そのナディア役、海乃はマドンナをイメージしたらしい役作り。芯のある歌声もパワフルで、なによりからっとした明るさがスーパーアイドルという雰囲気をよく醸しだしていた。
鳳月杏は民主化阻止に動く東ドイツの秘密警察ヴォルフ役。冷徹で先が読める切れ者という役といえばいまやこの人の右に出る者はいない。ヨナスを監視、サーシャ亡命の罪で逮捕するなど物語のかなめになる役どころをさすがの存在感で魅せた。
ナディアのマネージャー、ルイス役の風間柚乃は軽いタッチでコメディリリーフ的存在として登場するが、それだけではなく実は……という役どころ。その含みの持たせ方がさすがで風間ならではだった。
ほかにエミリア役の白雪、サーシャ役の天紫が印象的な役どころ。天紫はフリューゲルのダンサーとしてもラストシーンを盛り上げた。月組メンバー1人1人に当て書き風の役が多くあり、女スパイ、ミクの彩みちるとマリアの羽音みか、教会に集う大学生ゲッツの彩海せら、ノーラのきよら羽麗らが特に目立っていた。退団公演となる蓮つかさの弁護士シューバルト役もいい役で有終の美を飾った。
一方、栗田優香氏の大劇場デビューとなった「万華鏡百景色」は、愛しあいながらも引き裂かれた花火師(月城)と花魁(海乃)が江戸時代から令和の現在まで輪廻転生を繰り返しながら惹かれあう様子を軸に展開する物語性のあるレビュー。パリやニューヨークではなく東京の移り変わりをテーマにしたところが新鮮だ。
梨花ますみ扮する骨董屋から万華鏡をもらった少女(花妃舞音)が万華鏡をのぞき込むと店の骨とう品が動き出し万華鏡に憑いていた付表神(鳳月杏)が銀橋から登場、語り始めるという凝ったオープニング。
舞台中央から花火師月城が登場、舞台全体が打ち上げ花火で彩られると江戸の男女が町の繰り出し総踊りとなる。日本物のレビューとしても異色のプロローグ。明治、大正、昭和、平成と和物から徐々に洋物レビューになっていく展開がユニーク。大正、昭和あたりはやや凝りすぎの感があるが、全員がショッキングピンクの衣装で登場する昭和後期から平成初期の中詰めが圧巻。曲は「DOWNTOWN」「FANTASY」「SAFARINIGHT」とシティポップスを使用、主題歌「万華鏡百景色」で総踊りとなり、海乃が残ってロケットにつなぐ。中詰めでは二階席まで巻き込んでの客席降りが復活、大いに盛り上がった。
平成~令和となって満員電車からスクランブル交差点をレビュー化したアイデアも面白かった。
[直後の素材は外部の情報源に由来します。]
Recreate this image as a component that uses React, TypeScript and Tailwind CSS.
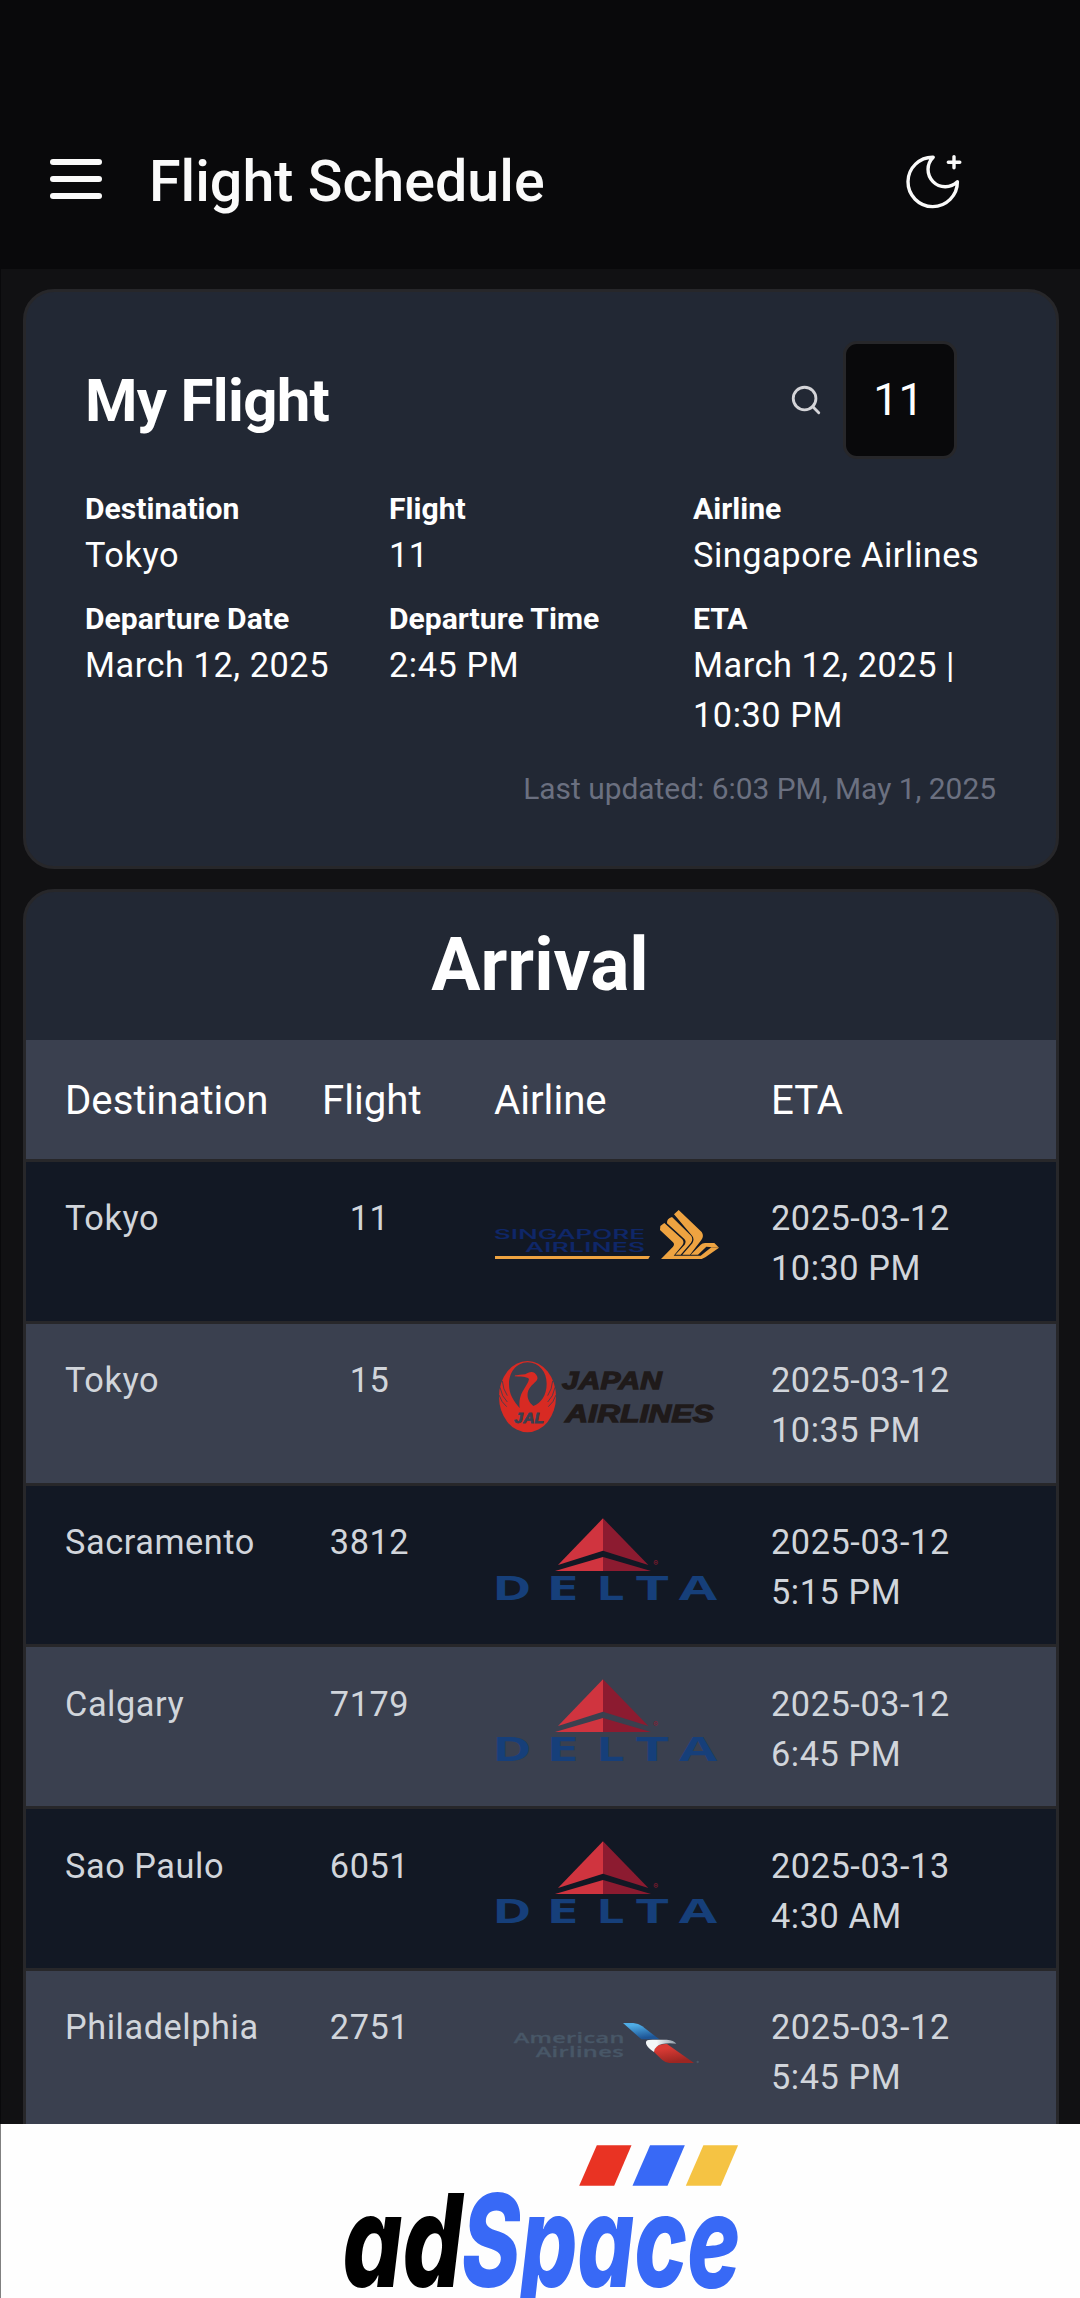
import type { ReactNode } from "react";
import { Search } from "lucide-react";

/* ---------- Airline logos (810 × 477 drawing units per table row, cropped to the logo column) ---------- */

function LogoFrame({ top, children }: { top: number; children: ReactNode }) {
  return (
    <svg viewBox={`72 ${top} 681 477`} className="block h-[159px] w-[227px] overflow-visible" aria-hidden="true">
      {children}
    </svg>
  );
}

function SingaporeLogo() {
  return (
    <LogoFrame top={-54}>
      <g fill="#0f2769" stroke="#0f2769" strokeWidth="0.600" fontFamily="Inter, sans-serif" fontWeight="500">
        <text x="72" y="178" fontSize="39" textLength="454" lengthAdjust="spacingAndGlyphs">SINGAPORE</text>
        <text x="166" y="216" fontSize="38" textLength="360" lengthAdjust="spacingAndGlyphs">AIRLINES</text>
      </g>
      <path d="M75 228H540L535 237H75Z" fill="#eea341" />
      <g fill="#eea341">
        <path d="M570 150L571 138L583 129L637 178Q644 187 637 196L611 227L692 227L724 202L747 203L706 232L695 237H573L609 200Q615 193 609 187Z" />
        <path d="M591 130Q590 115 606 111L664 168Q670 178 663 188L632 224H616L644 194Q650 184 643 177Z" />
        <path d="M612 103L626 90L695 156Q703 168 694 180L660 224H637L667 190Q674 178 667 168Z" />
        <path d="M662 224L692 194Q697 189 705 189H733L747 203L709 200L684 224Z" />
      </g>
    </LogoFrame>
  );
}

function JalLogo() {
  return (
    <LogoFrame top={-18}>
      <ellipse cx="172.500" cy="200" rx="85.500" ry="107" fill="#d82a23" />
      <path d="M173 97C138 98 117 128 117 163C117 195 132 214 149 234C147 212 150 198 160 181C168 167 176 156 177 147C172 142 163 140 134 139C134 136 140 135 166 133C174 126 187 123 194 129C201 136 205 143 201 150C194 160 176 170 173 189C171 205 177 217 190 228C213 219 230 196 230 161C230 126 208 98 173 97Z" fill="#3a404f" />
      <g stroke="#3a404f" strokeWidth="2.500" fill="none">
        <path d="M97 153Q99 178 112 197" />
        <path d="M90 172Q95 200 112 216" />
        <path d="M87 195Q94 217 110 230" />
        <path d="M248 153Q246 178 233 197" />
        <path d="M255 172Q250 200 233 216" />
        <path d="M258 195Q251 217 235 230" />
      </g>
      <g fontFamily="'Liberation Sans', sans-serif" fontWeight="700" fontStyle="italic">
        <text x="133" y="279" fontSize="46" textLength="90" lengthAdjust="spacingAndGlyphs" fill="#3a404f" stroke="#3a404f" strokeWidth="2.500">JAL</text>
        <g fill="#1f1a1a" stroke="#1f1a1a" strokeWidth="4">
          <text x="276" y="177" fontSize="74" textLength="300" lengthAdjust="spacingAndGlyphs">JAPAN</text>
          <text x="286" y="277" fontSize="74" textLength="446" lengthAdjust="spacingAndGlyphs">AIRLINES</text>
        </g>
      </g>
    </LogoFrame>
  );
}

function DeltaLogo() {
  const letters: [string, number, number][] = [
    ["D", 67, 119],
    ["E", 229, 98],
    ["L", 379, 86],
    ["T", 496, 103],
    ["A", 626, 116],
  ];
  return (
    <LogoFrame top={-12}>
      <path d="M399 85V182L264 225Z" fill="#d0343f" />
      <path d="M399 85V182L535 225Z" fill="#8c1b30" />
      <path d="M399 201V243H255Z" fill="#d0343f" />
      <path d="M399 201V243H543Z" fill="#8c1b30" />
      <text x="550" y="228" fontSize="22" fill="#8c1b30" fontFamily="Inter, sans-serif" fontWeight="700">®</text>
      <g fill="#163f7a" fontFamily="'Open Sans', sans-serif" fontWeight="700" fontSize="104">
        {letters.map(([ch, x, w]) => (
          <text key={ch} x={x} y="330" textLength={w} lengthAdjust="spacingAndGlyphs">{ch}</text>
        ))}
      </g>
    </LogoFrame>
  );
}

function AmericanLogo() {
  return (
    <LogoFrame top={-87}>
      <defs>
        <linearGradient id="aa-blue" x1="0" y1="0" x2="0.300" y2="1">
          <stop offset="0.200" stopColor="#4fade6" />
          <stop offset="1" stopColor="#1d5596" />
        </linearGradient>
        <linearGradient id="aa-red" x1="0" y1="0" x2="0.300" y2="1">
          <stop offset="0.300" stopColor="#d93a34" />
          <stop offset="1" stopColor="#9c2622" />
        </linearGradient>
        <linearGradient id="aa-white" x1="0" y1="0" x2="1" y2="0">
          <stop offset="0.350" stopColor="#f3f6f8" />
          <stop offset="1" stopColor="#8d99a5" />
        </linearGradient>
      </defs>
      <g fill="#485767" stroke="#485767" strokeWidth="0.800" fontFamily="'Open Sans', sans-serif" fontWeight="600">
        <text x="131" y="130" fontSize="43" textLength="333" lengthAdjust="spacingAndGlyphs">American</text>
        <text x="197" y="170" fontSize="43" textLength="265" lengthAdjust="spacingAndGlyphs">Airlines</text>
      </g>
      <path d="M459 69H490Q505 70 517 79L568 118H514Z" fill="url(#aa-blue)" />
      <path d="M552 156C552 140 566 131 591 132L672 189H598Q586 188 576 179Z" fill="url(#aa-red)" />
      <path d="M552 156C534 144 523 130 530 122Q534 119 548 119H590Q612 120 619 131Q575 127 560 140Q551 147 552 156Z" fill="url(#aa-white)" />
      <circle cx="683" cy="186" r="3.500" fill="#4c5866" />
    </LogoFrame>
  );
}

/* ---------- Icons ---------- */

function MoonPlusIcon() {
  return (
    <svg viewBox="0 0 60 60" className="h-[60px] w-[60px]" fill="none" stroke="#fafafa" strokeWidth="3.400" strokeLinecap="round" strokeLinejoin="round" aria-hidden="true">
      <path d="M31.200 7.200A24.700 24.700 0 1 0 55.400 31.800A17.200 17.200 0 0 1 31.200 7.200Z" />
      <path d="M52 6.600V17.800M46.300 12.200H57.800" />
    </svg>
  );
}

/* ---------- Data ---------- */

const details: [string, string][] = [
  ["Destination", "Tokyo"],
  ["Flight", "11"],
  ["Airline", "Singapore Airlines"],
  ["Departure Date", "March 12, 2025"],
  ["Departure Time", "2:45 PM"],
  ["ETA", "March 12, 2025 | 10:30 PM"],
];

const flights = [
  { city: "Tokyo", flight: "11", Logo: SingaporeLogo, date: "2025-03-12", time: "10:30 PM" },
  { city: "Tokyo", flight: "15", Logo: JalLogo, date: "2025-03-12", time: "10:35 PM" },
  { city: "Sacramento", flight: "3812", Logo: DeltaLogo, date: "2025-03-12", time: "5:15 PM" },
  { city: "Calgary", flight: "7179", Logo: DeltaLogo, date: "2025-03-12", time: "6:45 PM" },
  { city: "Sao Paulo", flight: "6051", Logo: DeltaLogo, date: "2025-03-13", time: "4:30 AM" },
  { city: "Philadelphia", flight: "2751", Logo: AmericanLogo, date: "2025-03-12", time: "5:45 PM" },
];

/* ---------- Sections ---------- */

function Header() {
  return (
    <header className="flex h-[269px] shrink-0 items-center bg-[#09090b] pt-[93px] pr-[118px] pl-[49px]">
      <button aria-label="Menu" className="-mt-[4px] flex w-[52px] flex-col gap-[11.500px]">
        <span className="h-[5.500px] rounded-full bg-[#fafafa]" />
        <span className="h-[5.500px] rounded-full bg-[#fafafa]" />
        <span className="h-[5.500px] rounded-full bg-[#fafafa]" />
      </button>
      <h1 className="ml-[47px] pt-[2px] text-[57.400px] leading-none font-medium text-[#fafafa]">Flight Schedule</h1>
      <button aria-label="Toggle theme" className="-mt-[2px] ml-auto">
        <MoonPlusIcon />
      </button>
    </header>
  );
}

function MyFlight() {
  return (
    <section className="h-[580px] shrink-0 rounded-[31px] border-3 border-[#27272a] bg-[#222834] pt-[49px] pl-[59px]">
      <div className="flex h-[118px] items-center pr-[99px]">
        <h2 className="shrink-0 pt-[2px] text-[60px] leading-none font-bold tracking-[-0.700px]">My Flight</h2>
        <Search className="ml-auto size-[34px] shrink-0 text-[#d4d4d8]" strokeWidth={2} />
        <div className="ml-[20px] flex h-[118px] w-[114px] shrink-0 items-center justify-center rounded-[14px] border-3 border-[#27272a] bg-[#09090b] pr-[3px] text-[44.800px]">
          11
        </div>
      </div>
      <dl className="mt-[29px] grid grid-cols-[304px_304px_304px] gap-y-[18px]">
        {details.map(([label, value]) => (
          <div key={label}>
            <dt className="text-[30.100px] leading-[42px] font-bold">{label}</dt>
            <dd className="text-[34.300px] leading-[50px] tracking-[0.560px]">{value}</dd>
          </div>
        ))}
      </dl>
      <p className="mt-[28px] pr-[60px] text-right text-[29.900px] leading-[42px] text-[#6b7080]">
        Last updated: 6:03 PM, May 1, 2025
      </p>
    </section>
  );
}

function Arrival() {
  return (
    <section className="mt-[20px] shrink-0 overflow-hidden rounded-t-[31px] border-3 border-[#27272a] bg-[#222834]">
      <h2 className="flex h-[148px] items-center justify-center pr-[2px] pb-px text-[73.300px] leading-none font-bold">
        Arrival
      </h2>
      <div className="grid h-[122px] grid-cols-[257px_172px_277px_1fr] items-center border-b-3 border-[#27272a] bg-[#3a404f] pt-[4px] pl-[39px] text-[40.200px]">
        <span>Destination</span>
        <span>Flight</span>
        <span>Airline</span>
        <span>ETA</span>
      </div>
      <div>
        {flights.map(({ city, flight, Logo, date, time }) => (
          <div
            key={flight}
            className="grid h-[161.800px] grid-cols-[257px_172px_277px_1fr] border-b-3 border-[#27272a] pl-[39px] text-[34.300px] leading-[50px] tracking-[0.560px] text-[#d1d5db] odd:bg-[#121824] even:bg-[#3a404f]"
          >
            <span className="pt-[31.400px]">{city}</span>
            <span className="w-[95px] pt-[31.400px] text-center">{flight}</span>
            <Logo />
            <span className="pt-[31.400px]">
              {date}
              <br />
              {time}
            </span>
          </div>
        ))}
      </div>
    </section>
  );
}

function AdBanner() {
  return (
    <footer className="-ml-px flex h-[174px] shrink-0 justify-center border-l border-[#808080] bg-[#fefefe]">
      <svg viewBox="320.500 0 440 174" className="block h-[174px] w-[440px]">
        <path d="M596.300 21.300H631L613.700 61.700H578.700Z" fill="#e93323" />
        <path d="M649.600 21.300H684.300L667 61.700H632Z" fill="#3869f6" />
        <path d="M702.900 21.300H737.600L720.300 61.700H685.300Z" fill="#f5c343" />
        <g fontFamily="Inter, sans-serif" fontWeight="800" fontStyle="italic" fontSize="129">
          <text x="342" y="162.500" textLength="120" lengthAdjust="spacingAndGlyphs" fill="#000000">ad</text>
          <text x="461" y="162.500" textLength="279" lengthAdjust="spacingAndGlyphs" fill="#3869f6">Space</text>
        </g>
      </svg>
    </footer>
  );
}

export default function App() {
  return (
    <div className="h-[2298px] w-[1080px] overflow-hidden bg-[#09090b] pl-px font-['Roboto',sans-serif] text-white">
      <div className="flex h-full flex-col bg-[#111113]">
        <Header />
        <main className="flex min-h-0 flex-1 flex-col overflow-hidden pt-[20px] pr-[21px] pl-[22px]">
          <MyFlight />
          <Arrival />
        </main>
        <AdBanner />
      </div>
    </div>
  );
}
フィナーレは輪廻転生をつづけた月城の花火師と海乃の花魁がようやく再会、華麗なデュエットダンスで結ばれるというハッピーエンディング。パレードのエトワールは麗泉里が美声をとどろかせた。
大正時代、鳳月が芥川龍之介に扮した濃厚な場面をはじめ作家性の強いレビューでトップ二人以外スターを見せる場面に乏しいが、「夢千鳥」「カルト・ワイン」で非凡な才能を示した栗田氏らしい大劇場デビューだった。次はミュージカル作品を期待したい。